風力、地熱、太陽光、原子核融合など様々な代替資源にアプローチが試みられています。
しかし、いまだに決定的なものはありません。
開発と石油枯渇のデッドヒートです。
人々の期待には大きなものがあります。
人類の将来を左右するからです。
開発は、ますます緊張を孕むことになるでしょう。
二番目の消費の抑制は、当面誰もができることです。
資源を大切にするということです。
消費をできるだけ抑えるということです。
大量消費に慣れた人々が、インドのレベルまで下げることは難しいでしょう。
しかし、大消費国は、世界の平均水準に近づけていくことは求められます。
とりわけアメリカのように、平均水準の何倍もの消費をすることは許されなくなります。
豊かな国では、一人の人間を運ぶために、鉄などの資源の重い塊(車)を動かします。
少数の人が住まうために、大きな家屋全体を冷暖房機器で温度調整します。
資源が激減するのは当然でしょう。
大消費国の人々がエゴを通していけば、石油は瞬く間に底を突きます。
思う存分消費し、物質生活を豊富にすることは、一人一人にとっては確かに「善」であるかも知れません。

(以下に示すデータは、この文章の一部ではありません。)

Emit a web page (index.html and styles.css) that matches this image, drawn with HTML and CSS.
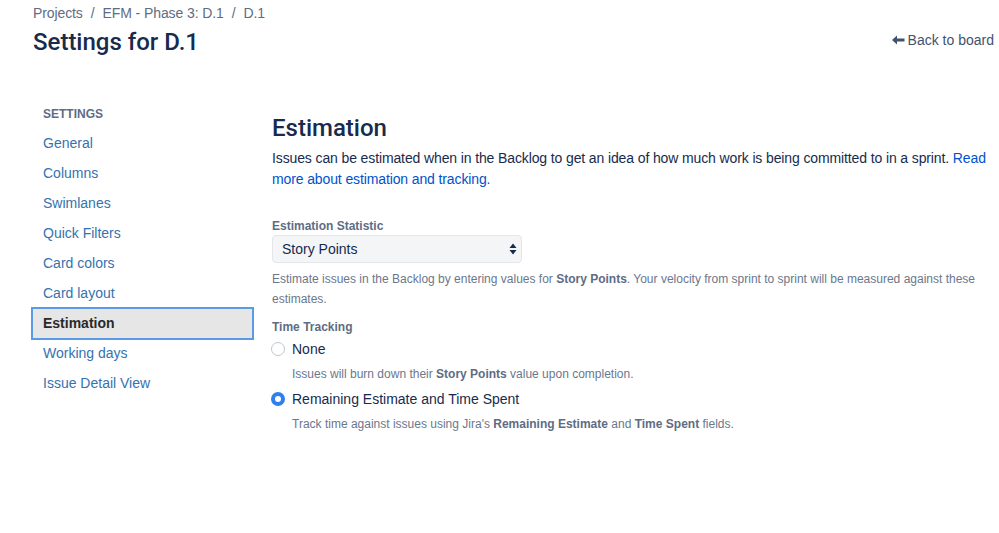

しかし、それを全体に及ぼせば、環境は悪化し、資源は枯渇のスピードを早めます。
つまり、善の集合は、たちまちのうちに悪に反転するのです。
いわゆる「合成の誤謬」です。
それを防ぐには、意識改革ではとても無理でしょう。
効果は期待できないように思われます。
「百年河清を待つがごとし」となります。
手遅れとなるのは必至です。
残念ながら、残された道はただ一つです。
石油価格の上昇です。
価格が上昇すれば、人は石油を買い控えます。
需要供給曲線の示す通りです。
価格が上がれば、需要が減るということです。
減らさざるをえない、ということです。
消費が減れば、枯渇へのスピードが弛みます。
現在、原油価格が高騰しています。
これは将来の危機を見据えた先取りという側面も含んでいます。
必ず足りなくなることは分かっているからです。
高止まり、右肩上がりを続けるのは当然です。
将来への警鐘と捉えることもできます。
確かに、石油価格の高騰は経済にブレーキをかけます。
個々の家計には大きな負担となります。
いろいろなところに痛みはでてきます。
でも、そればかりではありません。
資源争奪戦です。
将来、資源争奪戦から全面戦争が発展することを危惧する人たちもいます。
石油を巡る確執は、第二次大戦の主因でもありました。
決して杞憂とは言い切れません。
将来の孫子たちのことを考えると、節約努力は一人一人に課せられた義務といえるでしょう。
多少の不便や我慢は受け入れなければなりません。
それらが今すぐ求められているということです。